L’élu précisait auprès de France 3 : «On lui a posé un ultimatum en juin 2023 pour savoir s'il voulait vraiment réaliser le projet, poursuit l'élu. Ça faisait 5 ans que ça durait. L'ultimatum prenait fin en octobre. On a eu une lettre début octobre comme quoi il voulait finaliser le dossier et depuis, plus rien. Donc nous, on arrête là. Les notaires font le nécessaire pour clôturer le dossier. Personne ne réclame des indemnités et puis voilà…»
Après 7 ans de réflexions, d’espoirs et de tergiversations, la BBA, ainsi que l’on surnommait déjà la Basile Boli Academy, voit son sort scellé. Mais l’affaire a laissé des traces.
"Faire des promesses comme ça en l'air, c'est pas bien."
Économiques d’abord. Quelques semaines après ces reportages dans la presse, Le Canard Enchaîné publie un article expliquant que la clôture du projet laisse une ardoise de 263 000 € à un cabinet d'architecture parisien. Sollicité pour éponger la dette, le joueur ne répondrait ni aux assignations de justice, ni aux courriers recommandés, et pas plus au téléphone. «Quand on l’a vu porter la flamme à Marseille, là vraiment, c’était trop, s’indigne un représentant du cabinet. Parce qu'en plus de notre boulot, on a fait bosser des boîtes d'ingénierie, de structure. On avait confiance…»
Une confiance brisée aussi avec tous les fans de ballons ronds qui pensaient voir cette belle structure enrichir le patrimoine sportivo-éducatif de leur commune. Invités à réagir par France 3, des parents d’enfants licenciés au club de Roye Noyon, à l’image de cette maman, clament leur indignation : «Faire des promesses comme ça en l'air, c'est pas bien. En plus à des enfants qui, je pense, avaient le rêve d'entrer dans cette école, surtout avec Basile Boli. C'est dommage.

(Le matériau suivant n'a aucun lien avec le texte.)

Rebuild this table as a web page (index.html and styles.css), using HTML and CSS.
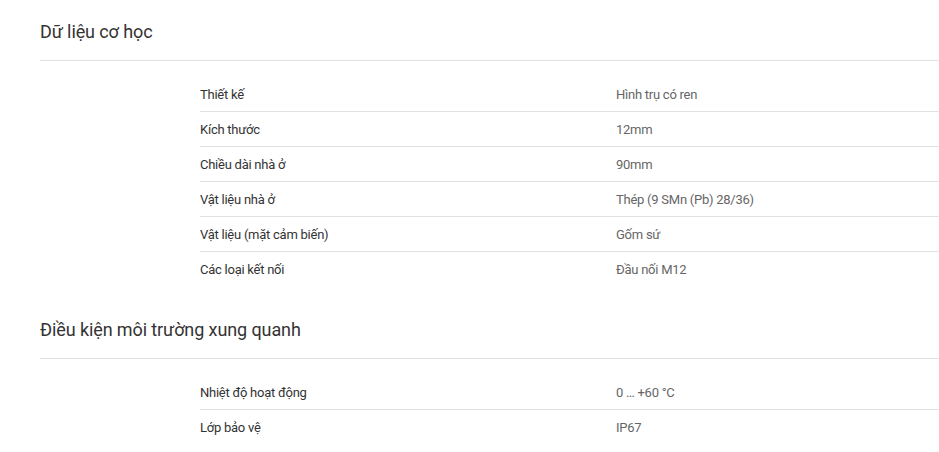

Il ne faut pas parler quand on n'assume pas les conséquences derrière…»
Interpellé il y a quelques jours par le magazine So Foot qui consacre une longue enquête à ce fiasco, l'ancien coéquipier de Didier Deschamps a répondu à nos confrères : «Le projet est en suspens mais on a prévu de le faire dans le sud finalement.» Retourné acrobatique ? Coup de tête ? Ou simple façon de botter le ballon en touche ? L'avenir le dira.